- GIVEN PROBLEM:
Copy every line of the data that includes the string "index".
=== RECORD SET ===
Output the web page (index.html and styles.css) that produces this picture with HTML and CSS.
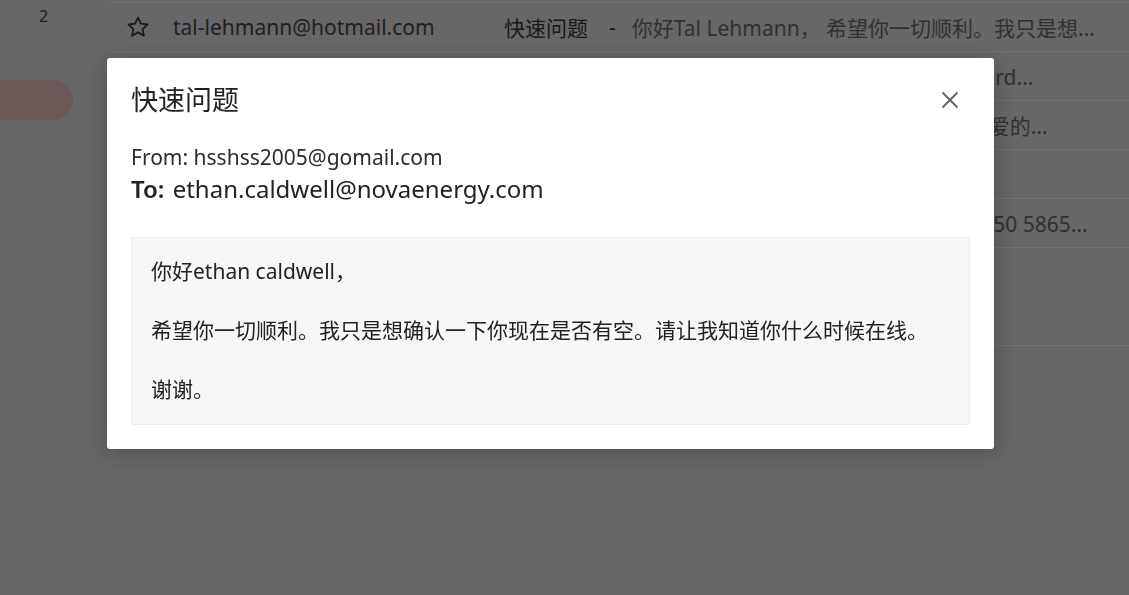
FILE: index.html
```html
<!DOCTYPE html>
<html lang="zh-CN">
<head>
  <meta charset="UTF-8">
  <meta name="viewport" content="width=device-width, initial-scale=1">
  <title>收件箱</title>
  <link rel="stylesheet" href="styles.css">
</head>
<body>

  <!-- Mail app behind the dialog -->
  <div class="app">
    <aside class="sidebar">
      <div class="count">2</div>
      <div class="nav-pill"></div>
    </aside>

    <main class="mail-list">
      <div class="row">
        <svg class="star" viewBox="0 0 24 24" width="24" height="24"><path d="M12 2.6l2.9 6.1 6.6.8-4.9 4.6 1.3 6.6L12 17.4l-5.9 3.3 1.3-6.6-4.9-4.6 6.6-.8z" fill="none" stroke="currentColor" stroke-width="1.8" stroke-linejoin="round"/></svg>
        <span class="sender">tal-lehmann@hotmail.com</span>
        <span class="subject">快速问题</span>
        <span class="dash">-</span>
        <span class="preview">你好Tal Lehmann， 希望你一切顺利。我只是想...</span>
      </div>
      <div class="row">
        <svg class="star" viewBox="0 0 24 24" width="24" height="24"><path d="M12 2.6l2.9 6.1 6.6.8-4.9 4.6 1.3 6.6L12 17.4l-5.9 3.3 1.3-6.6-4.9-4.6 6.6-.8z" fill="none" stroke="currentColor" stroke-width="1.8" stroke-linejoin="round"/></svg>
        <span class="sender">nora.hughes@gmail.com</span>
        <span class="subject">季度报告</span>
        <span class="dash">-</span>
        <span class="preview">请查看附件中的季度销售报告 dashboard...</span>
      </div>
      <div class="row">
        <svg class="star" viewBox="0 0 24 24" width="24" height="24"><path d="M12 2.6l2.9 6.1 6.6.8-4.9 4.6 1.3 6.6L12 17.4l-5.9 3.3 1.3-6.6-4.9-4.6 6.6-.8z" fill="none" stroke="currentColor" stroke-width="1.8" stroke-linejoin="round"/></svg>
        <span class="sender">service@novaenergy.com</span>
        <span class="subject">感谢信</span>
        <span class="dash">-</span>
        <span class="preview">非常感谢你们一直以来的支持，致我们亲爱的...</span>
      </div>
      <div class="row">
        <svg class="star" viewBox="0 0 24 24" width="24" height="24"><path d="M12 2.6l2.9 6.1 6.6.8-4.9 4.6 1.3 6.6L12 17.4l-5.9 3.3 1.3-6.6-4.9-4.6 6.6-.8z" fill="none" stroke="currentColor" stroke-width="1.8" stroke-linejoin="round"/></svg>
        <span class="sender">mark.ellis@outlook.com</span>
        <span class="subject">会议</span>
        <span class="dash">-</span>
        <span class="preview">明天上午十点开会。</span>
      </div>
      <div class="row">
        <svg class="star" viewBox="0 0 24 24" width="24" height="24"><path d="M12 2.6l2.9 6.1 6.6.8-4.9 4.6 1.3 6.6L12 17.4l-5.9 3.3 1.3-6.6-4.9-4.6 6.6-.8z" fill="none" stroke="currentColor" stroke-width="1.8" stroke-linejoin="round"/></svg>
        <span class="sender">support@bankline.com</span>
        <span class="subject">账户通知</span>
        <span class="dash">-</span>
        <span class="preview">如有任何疑问请随时致电客服 +1 415 650 5865...</span>
      </div>
      <div class="row tall"></div>
    </main>
  </div>

  <!-- Message dialog -->
  <div class="overlay">
    <div class="modal">
      <div class="modal-header">
        <h2>快速问题</h2>
        <button class="close-btn" aria-label="关闭">
          <svg viewBox="0 0 18 18" width="18" height="18"><path d="M1.5 1.5l15 15M16.5 1.5l-15 15" stroke="#666" stroke-width="2" fill="none"/></svg>
        </button>
      </div>
      <div class="meta">
        <div class="from">From: hsshss2005@gomail.com</div>
        <div class="to"><b>To:</b> ethan.caldwell@novaenergy.com</div>
      </div>
      <div class="message">
        <p>你好ethan caldwell，</p>
        <p>希望你一切顺利。我只是想确认一下你现在是否有空。请让我知道你什么时候在线。</p>
        <p>谢谢。</p>
      </div>
    </div>
  </div>

</body>
</html>
```

FILE: styles.css
```css
/* Global */
body {
  margin: 0;
  font-family: "Noto Sans", "Noto Sans CJK SC", sans-serif;
  background: #e6e2e6;
  color: #333;
  overflow: hidden;
}

/* Mail app underneath */
.app {
  display: flex;
  height: 100vh;
}
.sidebar {
  width: 108px;
  flex-shrink: 0;
}
.count {
  font-size: 16px;
  line-height: 32px;
  color: #444;
  padding-left: 39px;
}
.nav-pill {
  margin: 48px 0 0 -20px;
  width: 93px;
  height: 40px;
  border-radius: 0 20px 20px 0;
  background: #efc2c2;
}
.mail-list {
  flex: 1;
  padding-top: 2px;
}
.row {
  display: flex;
  align-items: center;
  height: 48px;
  padding-left: 18px;
  border-top: 1px solid #fbfbfb;
  font-size: 21px;
  white-space: nowrap;
}
.row.tall {
  height: 97px;
  border-bottom: 1px solid #fbfbfb;
}
.star {
  color: #3c3c3c;
  flex-shrink: 0;
}
.sender {
  width: 331px;
  margin-left: 23px;
  color: #4a4a4a;
}
.subject {
  color: #3a3a3a;
}
.dash {
  margin: 0 16px 0 21px;
  color: #3a3a3a;
}
.preview {
  color: #6e6e6e;
}

/* Dialog */
.overlay {
  position: fixed;
  inset: 0;
  background: rgba(0, 0, 0, 0.55);
  padding: 58px 0 0 107px;
}
.modal {
  width: 887px;
  box-sizing: border-box;
  background: #fff;
  border-radius: 3px;
  padding: 22px 24px 24px;
  box-shadow: 0 4px 24px rgba(0, 0, 0, 0.25);
  color: #222;
}
.modal-header {
  display: flex;
  justify-content: space-between;
  align-items: center;
  height: 40px;
}
.modal-header h2 {
  margin: 0;
  font-size: 27px;
  font-weight: 400;
  line-height: 40px;
}
.close-btn {
  width: 40px;
  height: 40px;
  border: none;
  background: none;
  padding: 0;
  display: flex;
  align-items: center;
  justify-content: center;
  cursor: pointer;
}
.meta {
  margin-top: 23px;
}
.from {
  font-size: 21px;
  line-height: 28px;
  color: #2c2c2c;
}
.to {
  font-size: 24px;
  line-height: 36px;
}
.to b {
  font-weight: 600;
  margin-right: 2px;
}
.message {
  margin-top: 30px;
  background: #f7f7f9;
  border: 1px solid #ededf0;
  border-radius: 2px;
  padding: 19px 19px;
  font-size: 21px;
  line-height: 29.5px;
}
.message p {
  margin: 0 0 29.5px;
}
.message p:last-child {
  margin-bottom: 0;
}
```
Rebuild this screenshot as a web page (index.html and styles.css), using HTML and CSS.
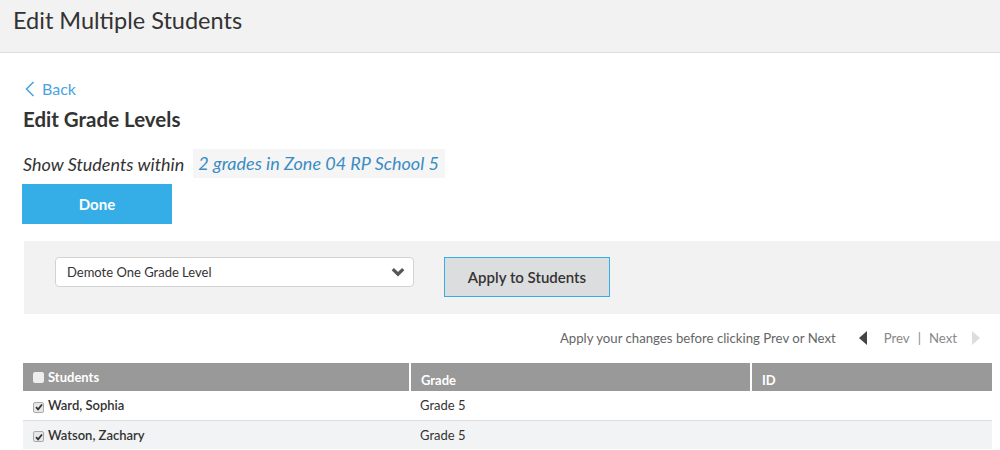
FILE: index.html
```html
<!DOCTYPE html>
<html lang="en">
<head>
<meta charset="utf-8">
<title>Edit Multiple Students</title>
<link rel="stylesheet" href="styles.css">
</head>
<body>
<header class="topbar">
  <h1 class="title">Edit Multiple Students</h1>
</header>
<main class="content">
  <a class="back" href="#">
    <svg class="back-icon" width="10" height="16" viewBox="0 0 10 16"><path d="M8.5 1 L1.5 8 L8.5 15" fill="none" stroke="#4aa3df" stroke-width="1.6"/></svg>
    <span>Back</span>
  </a>
  <h2 class="section-title">Edit Grade Levels</h2>
  <div class="scope">
    <span class="scope-label">Show Students within</span>
    <a class="scope-link" href="#">2 grades in Zone 04 RP School 5</a>
  </div>
  <button class="done-btn">Done</button>
  <div class="action-panel">
    <div class="select-box">
      <span class="select-text">Demote One Grade Level</span>
      <svg class="select-chevron" width="14" height="10" viewBox="0 0 14 10"><path d="M1.8 2.2 L7 7.2 L12.2 2.2" fill="none" stroke="#555" stroke-width="3.2"/></svg>
    </div>
    <button class="apply-btn">Apply to Students</button>
  </div>
  <div class="pager">
    <span class="pager-note">Apply your changes before clicking Prev or Next</span>
    <span class="tri tri-left"></span>
    <span class="pager-link">Prev</span>
    <span class="pager-sep">|</span>
    <span class="pager-link">Next</span>
    <span class="tri tri-right"></span>
  </div>
  <table class="students">
    <thead>
      <tr>
        <th class="col-name"><span class="cb cb-empty"></span>Students</th>
        <th class="col-grade">Grade</th>
        <th class="col-id">ID</th>
      </tr>
    </thead>
    <tbody>
      <tr>
        <td class="name"><span class="cb cb-checked"><svg width="8" height="8" viewBox="0 0 8 8"><path d="M1 4.2 L3.1 6.3 L7 1.5" fill="none" stroke="#333" stroke-width="1.8"/></svg></span>Ward, Sophia</td>
        <td>Grade 5</td>
        <td></td>
      </tr>
      <tr class="alt">
        <td class="name"><span class="cb cb-checked"><svg width="8" height="8" viewBox="0 0 8 8"><path d="M1 4.2 L3.1 6.3 L7 1.5" fill="none" stroke="#333" stroke-width="1.8"/></svg></span>Watson, Zachary</td>
        <td>Grade 5</td>
        <td></td>
      </tr>
    </tbody>
  </table>
</main>
</body>
</html>
```

FILE: styles.css
```css
* { box-sizing: border-box; }
body {
  margin: 0;
  font-family: "Lato", "Noto Sans", "Liberation Sans", sans-serif;
  color: #333;
  background: #fff;
}
.topbar {
  height: 53px;
  background: #f2f2f2;
  border-bottom: 1px solid #dcdcdc;
  padding: 7px 0 0 13px;
}
.title {
  margin: 0;
  font-size: 23.5px;
  font-weight: 400;
  line-height: 26px;
  color: #333;
}
.content {
  padding-left: 22px;
  display: flex;
  flex-direction: column;
  align-items: flex-start;
}
.back {
  margin-top: 26px;
  margin-left: 3px;
  display: flex;
  align-items: center;
  gap: 7px;
  color: #4aa3df;
  text-decoration: none;
  font-size: 16px;
  line-height: 20px;
}
.section-title {
  margin: 8px 0 0 1px;
  font-size: 20.5px;
  line-height: 24px;
  font-weight: 700;
  color: #333;
}
.scope {
  margin-top: 18px;
  display: flex;
  align-items: center;
  height: 29px;
  font-style: italic;
  font-size: 18px;
}
.scope-label { color: #333; padding-left: 1px; }
.scope-link {
  margin-left: 9px;
  background: #f5f5f5;
  color: #3a8cc4;
  text-decoration: none;
  height: 29px;
  line-height: 29px;
  padding: 0 6px 0 5px;
}
.done-btn {
  margin-top: 6px;
  width: 150px;
  height: 40px;
  border: none;
  background: #35ade6;
  color: #fff;
  font-family: inherit;
  font-weight: 700;
  font-size: 15px;
}
.action-panel {
  margin-top: 17px;
  margin-left: 2px;
  align-self: stretch;
  height: 73px;
  background: #f2f2f2;
  padding: 16px 0 0 31px;
  display: flex;
  align-items: flex-start;
  gap: 30px;
}
.select-box {
  width: 359px;
  height: 30px;
  background: #fff;
  border: 1px solid #d2d2d2;
  border-radius: 4px;
  display: flex;
  align-items: center;
  justify-content: space-between;
  padding: 0 8px 0 11px;
  font-size: 13px;
  color: #333;
}
.select-chevron { display: block; }
.apply-btn {
  width: 166px;
  height: 40px;
  background: #dcdddf;
  border: 1px solid #35ade6;
  color: #333;
  font-family: inherit;
  font-size: 15px;
  font-weight: 600;
}
.pager {
  margin-top: 14px;
  align-self: stretch;
  display: flex;
  justify-content: flex-end;
  align-items: center;
  height: 20px;
  padding-right: 20px;
  font-size: 13.2px;
  color: #666;
}
.pager-note { margin-right: 23px; }
.tri {
  width: 0;
  height: 0;
  border-top: 7px solid transparent;
  border-bottom: 7px solid transparent;
}
.tri-left { border-right: 8px solid #444; margin-right: 17px; }
.tri-right { border-left: 8px solid #ddd; margin-left: 15px; }
.pager-link { color: #888; }
.pager-sep { color: #888; margin: 0 8px; }
.students {
  margin-top: 15px;
  margin-left: 1px;
  width: 969px;
  border-collapse: collapse;
  font-size: 13px;
}
.students th {
  background: #999;
  color: #fff;
  font-weight: 700;
  text-align: left;
  height: 28px;
  padding: 0 10px;
  border-left: 2px solid #fff;
}
.students th:first-child { border-left: none; }
.students th.col-grade, .students th.col-id { padding-top: 5px; }
.col-name { width: 387px; }
.col-grade { width: 341px; }
.students td {
  height: 29px;
  padding: 0 10px;
  color: #333;
}
.students tbody tr:first-child td { border-bottom: 1px solid #ddd; }
.students tr.alt td { background: #f2f3f5; height: 29px; }
.students td.name { font-weight: 600; }
.cb {
  display: inline-flex;
  align-items: center;
  justify-content: center;
  width: 11px;
  height: 11px;
  margin-right: 4px;
  vertical-align: -1px;
  border-radius: 2px;
}
.cb-empty { background: #eee; }
.cb-checked { background: #e8e8e8; border: 1px solid #aaa; }
.cb svg { display: block; }
```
===
- THE OUTPUT:
Output the web page (index.html and styles.css) that produces this picture with HTML and CSS.
FILE: index.html
Rebuild this screenshot as a web page (index.html and styles.css), using HTML and CSS.
FILE: index.html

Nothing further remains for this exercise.